WRITTEN TASK
Find each line with the word "index" and copy it.

______________________________

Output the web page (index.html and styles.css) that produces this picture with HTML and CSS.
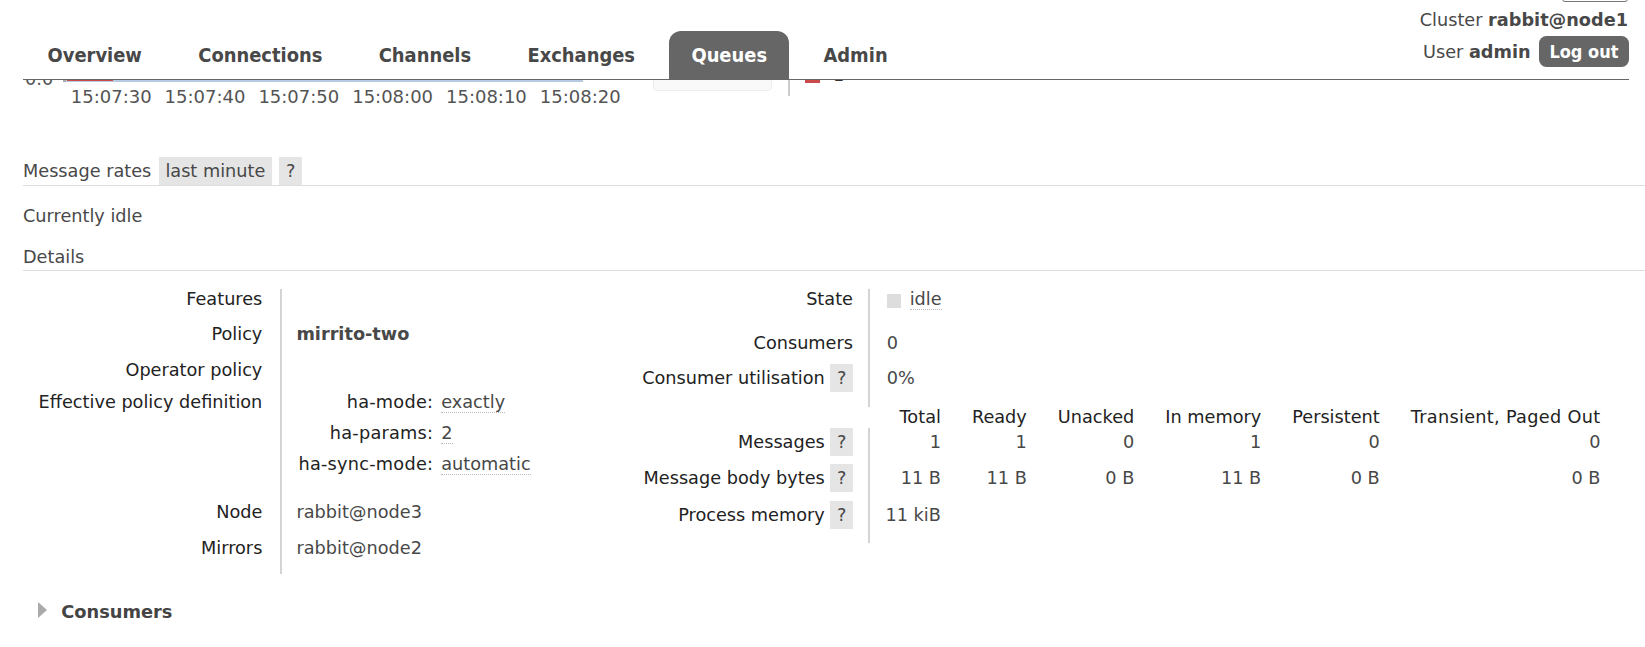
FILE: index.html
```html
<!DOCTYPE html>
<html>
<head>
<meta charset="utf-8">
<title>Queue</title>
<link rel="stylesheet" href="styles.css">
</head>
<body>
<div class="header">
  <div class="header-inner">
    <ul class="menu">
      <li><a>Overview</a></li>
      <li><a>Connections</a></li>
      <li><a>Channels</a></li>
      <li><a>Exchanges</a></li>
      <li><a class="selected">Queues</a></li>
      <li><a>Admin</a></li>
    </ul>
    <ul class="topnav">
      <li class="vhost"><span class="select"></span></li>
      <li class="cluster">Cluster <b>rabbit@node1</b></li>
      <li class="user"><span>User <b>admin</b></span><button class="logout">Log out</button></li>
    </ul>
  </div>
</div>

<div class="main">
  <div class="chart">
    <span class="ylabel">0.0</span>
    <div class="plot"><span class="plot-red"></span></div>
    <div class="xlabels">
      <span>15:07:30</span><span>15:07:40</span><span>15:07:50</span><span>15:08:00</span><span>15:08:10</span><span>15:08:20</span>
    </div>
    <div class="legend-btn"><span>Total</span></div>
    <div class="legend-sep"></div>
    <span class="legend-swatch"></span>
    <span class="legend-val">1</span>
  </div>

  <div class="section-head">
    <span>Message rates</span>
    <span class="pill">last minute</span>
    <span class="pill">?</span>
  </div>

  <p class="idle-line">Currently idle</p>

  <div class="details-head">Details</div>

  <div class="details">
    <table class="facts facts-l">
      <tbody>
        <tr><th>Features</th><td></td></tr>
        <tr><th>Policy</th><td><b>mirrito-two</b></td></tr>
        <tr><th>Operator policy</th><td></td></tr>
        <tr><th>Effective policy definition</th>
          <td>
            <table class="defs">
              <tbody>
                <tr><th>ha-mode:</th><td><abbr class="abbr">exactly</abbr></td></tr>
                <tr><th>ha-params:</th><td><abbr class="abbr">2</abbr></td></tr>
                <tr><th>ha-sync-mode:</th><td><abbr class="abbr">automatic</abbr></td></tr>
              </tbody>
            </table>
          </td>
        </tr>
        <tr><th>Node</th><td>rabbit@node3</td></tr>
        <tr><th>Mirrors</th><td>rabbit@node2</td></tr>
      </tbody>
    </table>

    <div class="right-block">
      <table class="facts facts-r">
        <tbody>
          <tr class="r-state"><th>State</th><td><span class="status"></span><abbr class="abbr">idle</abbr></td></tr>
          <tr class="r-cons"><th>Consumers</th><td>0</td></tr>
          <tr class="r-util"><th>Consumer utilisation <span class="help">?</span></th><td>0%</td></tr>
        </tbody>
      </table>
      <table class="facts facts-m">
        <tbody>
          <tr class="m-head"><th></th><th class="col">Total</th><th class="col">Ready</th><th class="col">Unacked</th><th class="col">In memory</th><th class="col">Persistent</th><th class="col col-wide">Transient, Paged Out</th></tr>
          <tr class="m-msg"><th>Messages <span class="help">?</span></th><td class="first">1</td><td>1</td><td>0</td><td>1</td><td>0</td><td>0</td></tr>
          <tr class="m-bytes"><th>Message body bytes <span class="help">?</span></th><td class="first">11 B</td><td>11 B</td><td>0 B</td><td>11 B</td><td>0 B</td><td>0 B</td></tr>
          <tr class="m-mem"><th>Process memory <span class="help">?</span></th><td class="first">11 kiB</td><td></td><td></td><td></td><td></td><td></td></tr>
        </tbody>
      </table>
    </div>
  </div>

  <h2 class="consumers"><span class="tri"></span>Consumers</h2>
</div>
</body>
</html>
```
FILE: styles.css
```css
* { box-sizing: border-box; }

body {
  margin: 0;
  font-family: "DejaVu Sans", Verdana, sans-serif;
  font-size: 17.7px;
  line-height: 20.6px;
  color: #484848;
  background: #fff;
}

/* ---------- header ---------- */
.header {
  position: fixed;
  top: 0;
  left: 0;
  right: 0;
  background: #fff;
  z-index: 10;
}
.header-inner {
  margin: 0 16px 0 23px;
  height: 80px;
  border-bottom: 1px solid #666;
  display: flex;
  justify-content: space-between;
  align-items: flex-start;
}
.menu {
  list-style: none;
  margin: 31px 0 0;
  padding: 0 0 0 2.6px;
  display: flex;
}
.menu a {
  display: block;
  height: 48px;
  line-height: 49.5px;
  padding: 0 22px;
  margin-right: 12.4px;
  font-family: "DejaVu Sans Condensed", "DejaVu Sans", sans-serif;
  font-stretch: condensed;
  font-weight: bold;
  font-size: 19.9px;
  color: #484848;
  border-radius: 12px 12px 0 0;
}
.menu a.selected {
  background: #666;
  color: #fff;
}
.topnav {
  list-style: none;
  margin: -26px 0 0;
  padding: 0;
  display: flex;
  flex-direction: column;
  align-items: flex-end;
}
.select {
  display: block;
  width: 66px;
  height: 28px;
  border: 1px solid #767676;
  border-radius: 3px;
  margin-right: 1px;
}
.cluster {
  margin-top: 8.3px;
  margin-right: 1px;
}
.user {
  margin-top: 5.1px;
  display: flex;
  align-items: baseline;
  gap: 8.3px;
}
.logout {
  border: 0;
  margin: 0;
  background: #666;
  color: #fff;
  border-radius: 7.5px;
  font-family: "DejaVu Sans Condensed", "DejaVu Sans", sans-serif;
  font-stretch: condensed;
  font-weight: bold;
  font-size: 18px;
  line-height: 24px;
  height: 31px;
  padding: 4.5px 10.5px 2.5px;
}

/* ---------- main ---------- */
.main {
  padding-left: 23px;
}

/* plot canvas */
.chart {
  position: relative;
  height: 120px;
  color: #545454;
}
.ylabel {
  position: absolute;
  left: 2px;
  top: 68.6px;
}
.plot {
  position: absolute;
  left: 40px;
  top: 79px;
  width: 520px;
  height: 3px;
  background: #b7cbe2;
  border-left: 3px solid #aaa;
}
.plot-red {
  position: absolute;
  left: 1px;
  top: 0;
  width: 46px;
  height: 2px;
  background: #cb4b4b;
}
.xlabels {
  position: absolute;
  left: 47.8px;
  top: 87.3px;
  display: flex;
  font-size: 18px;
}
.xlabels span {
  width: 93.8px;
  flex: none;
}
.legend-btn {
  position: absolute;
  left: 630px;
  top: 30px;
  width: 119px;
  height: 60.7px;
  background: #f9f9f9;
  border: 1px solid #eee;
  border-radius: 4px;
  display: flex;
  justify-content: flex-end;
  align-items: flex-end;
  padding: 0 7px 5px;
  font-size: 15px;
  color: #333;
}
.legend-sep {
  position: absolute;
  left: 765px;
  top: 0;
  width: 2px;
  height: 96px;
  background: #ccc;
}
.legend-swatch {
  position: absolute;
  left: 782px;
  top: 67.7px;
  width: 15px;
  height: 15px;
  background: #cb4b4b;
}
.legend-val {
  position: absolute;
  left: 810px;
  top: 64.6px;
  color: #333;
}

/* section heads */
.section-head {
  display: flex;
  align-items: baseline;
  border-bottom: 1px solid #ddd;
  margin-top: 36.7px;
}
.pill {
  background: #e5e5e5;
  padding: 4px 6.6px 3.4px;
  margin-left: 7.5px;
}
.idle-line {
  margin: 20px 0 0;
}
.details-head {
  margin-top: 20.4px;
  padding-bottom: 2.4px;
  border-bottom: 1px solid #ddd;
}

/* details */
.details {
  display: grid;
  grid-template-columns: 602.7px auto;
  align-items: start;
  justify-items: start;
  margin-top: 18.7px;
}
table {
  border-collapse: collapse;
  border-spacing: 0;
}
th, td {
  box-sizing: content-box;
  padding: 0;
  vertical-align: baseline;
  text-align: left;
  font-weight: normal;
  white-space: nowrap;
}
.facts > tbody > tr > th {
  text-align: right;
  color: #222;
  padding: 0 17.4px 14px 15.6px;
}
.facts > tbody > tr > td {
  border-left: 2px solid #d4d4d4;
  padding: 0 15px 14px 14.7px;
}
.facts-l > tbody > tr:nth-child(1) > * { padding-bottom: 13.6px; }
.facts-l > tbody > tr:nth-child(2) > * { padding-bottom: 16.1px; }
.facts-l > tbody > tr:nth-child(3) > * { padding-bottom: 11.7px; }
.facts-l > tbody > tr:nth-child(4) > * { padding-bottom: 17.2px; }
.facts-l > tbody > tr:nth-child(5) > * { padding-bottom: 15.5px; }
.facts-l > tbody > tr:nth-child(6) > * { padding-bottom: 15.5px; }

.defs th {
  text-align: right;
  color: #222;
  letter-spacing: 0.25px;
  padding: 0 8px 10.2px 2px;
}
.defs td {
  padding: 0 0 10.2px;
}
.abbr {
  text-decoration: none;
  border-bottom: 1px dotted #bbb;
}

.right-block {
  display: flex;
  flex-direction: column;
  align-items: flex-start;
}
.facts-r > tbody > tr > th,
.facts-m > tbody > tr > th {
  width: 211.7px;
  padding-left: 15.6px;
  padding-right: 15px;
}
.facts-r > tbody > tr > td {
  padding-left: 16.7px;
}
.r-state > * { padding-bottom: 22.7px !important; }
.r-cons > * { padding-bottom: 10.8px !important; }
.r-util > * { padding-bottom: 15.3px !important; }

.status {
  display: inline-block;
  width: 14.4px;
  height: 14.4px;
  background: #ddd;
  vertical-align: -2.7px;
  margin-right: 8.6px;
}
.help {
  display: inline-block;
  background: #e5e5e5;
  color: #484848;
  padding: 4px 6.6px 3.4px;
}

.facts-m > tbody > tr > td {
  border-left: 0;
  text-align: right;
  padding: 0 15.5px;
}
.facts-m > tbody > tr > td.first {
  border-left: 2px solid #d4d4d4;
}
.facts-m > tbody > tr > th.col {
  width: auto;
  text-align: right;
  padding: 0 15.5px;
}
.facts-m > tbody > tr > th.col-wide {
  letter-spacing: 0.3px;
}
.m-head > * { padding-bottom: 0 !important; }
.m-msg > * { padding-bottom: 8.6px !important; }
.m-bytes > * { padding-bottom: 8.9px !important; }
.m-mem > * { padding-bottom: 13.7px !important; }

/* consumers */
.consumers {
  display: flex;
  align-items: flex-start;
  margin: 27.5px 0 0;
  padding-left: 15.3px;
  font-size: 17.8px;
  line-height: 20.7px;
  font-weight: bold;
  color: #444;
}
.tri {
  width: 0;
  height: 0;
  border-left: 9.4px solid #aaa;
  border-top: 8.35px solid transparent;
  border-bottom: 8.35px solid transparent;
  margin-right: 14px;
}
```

______________________________

TASK SOLUTION
Output the web page (index.html and styles.css) that produces this picture with HTML and CSS.
FILE: index.html
  z-index: 10;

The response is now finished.